Competitons can provide a valuable way to gather customer information. When entering a competition, a customer is likely to provide really accurate information about themselves – it makes sense – they will tell you where they live so that you can contact them when they win. Market research is usually really expensive – but here is a way you can get customers to volunteer their information – without hiring a pricey market research firm to gather it for you.

We will now look at some examples of brands that used competitions to drastically increase their sales.


Ford Fiesta

The compact car market has long been a buoyant one in Europe, but in the US, it was a different matter until relatively recently. Cheap gasoline, low taxes and an almost non-existent environmental policy meant that cheap, fuel-efficient cars were not a priority for American motorists. Between 1997 and 2009, Ford didn’t even sell a “subcompact” car in the US.

But in 2009, Ford decided they were going to relaunch the Fiesta, already a success in Europe and Asia, into the American market. They decided to promote this fact via a campaign they called “The Fiesta Movement”.

Basically, this was a competition whereby Ford gave 100 people a Fiesta for six months. They then had to complete a different mission every month. Ford didn’t overly burden the contest winners with instructions – they just had to do something with the car – and document it online (YouTube, Facebook, Twitter and Flickr).

Some winners used their cars to deliver Meals on Wheels, some used them to bring nursing home residents to church, some used them to bring all their friends to music festivals.

According to Businessweek, “The effects of the campaign were sensational. Fiesta got 6.5 million YouTube views and 50,000 requests for information about the car—virtually none from people who already had a Ford in the garage. Ford sold 10,000 units in the first six days of sales. The results came at a relatively small cost. The Fiesta Movement is reputed to have cost a small fraction of the typical national TV campaign.”

Bud Caddell, of Undercurrent, the marketing firm who came up with the idea of the “Fiesta Movement” said, “ We wanted to make contact with a very specific group of people, a passionate group of culture creators. The idea was: let's go find twenty-something YouTube storytellers who've learned how to earn a fan community of their own. [People] who can craft a true narrative inside video, and let's go talk to them.”

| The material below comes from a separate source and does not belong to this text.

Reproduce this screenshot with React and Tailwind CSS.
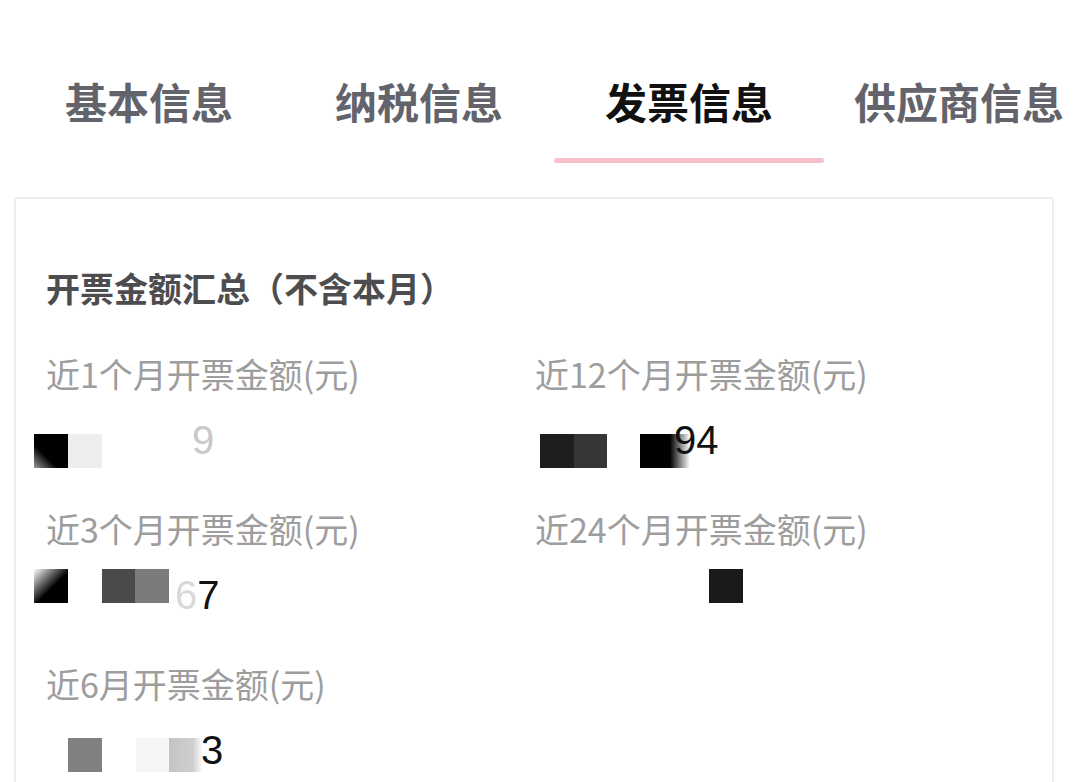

“People are not just telling stories for the sake of telling stories, though certainly, these stories have their own rewards. They were making narratives that would create economic value. The digital space is an economy after all. People are creating, exchanging and capturing value, as they would in any marketplace. But this is a gift economy, where the transactions are shot through with cultural content and creation. In a gift economy, value tends to move not in little "tit for tat" transactions, but in long loops, moving between consumers before returning, augmented, to the corporation.

“In this case, adventures inspired by Undercurrent and Ford return as meaning for the brand and value for the corporation.”

Lilly Pulitzer:

Lilly Pulitzer is an online retailer (it was an established “traditional” retailer too with over 50 years experience) that sells really brightly coloured clothing, diaries and accessories. One of their key items is called the “Agenda” – which is basically a diary – but in the vivid colours and patterns that are the company’s trademark. The company decided to run a competition to give away 50 of these “Agendas”. To enter the competition you had to register your personal details and e-mail, select your favorite Agenda and share out to your friends.

The results, again, were fantastic. They captured over 9000 email addresses, 23,000 likes and over 40,000 page views on the landing pages of the completion. And perhaps most importantly, there was a 200 percent return on investment in orders within the first 10 days of the “Agendas” launching.

Rachel Crews, the eCommerce manager at Lilly Pulitzer said “In today’s digital world, a marketer’s biggest challenge is to practice accountable social marketing. We really see the value of online and social media communities. Lilly Pulitzer is a brand that is passed down from generation to generation of women. What better way to reach like-minded and connected women than on Facebook and Lillypulitzer.com. We found that competitions allow us to add reach to our digital campaigns and talk to consumers via in-app mobile ads that are respectful of user experience.”

Competitions are one of the cheapest and most effective tools an eCommerce retail store can use when trying to reach new customers – but they are also massively effective when it comes to retaining your current customers too. There is nothing more irritating than opening your emails to see your inbox flooded with emails from retailers offering you absolutely nothing. But an easy-to-enter competition? That’s something different altogether.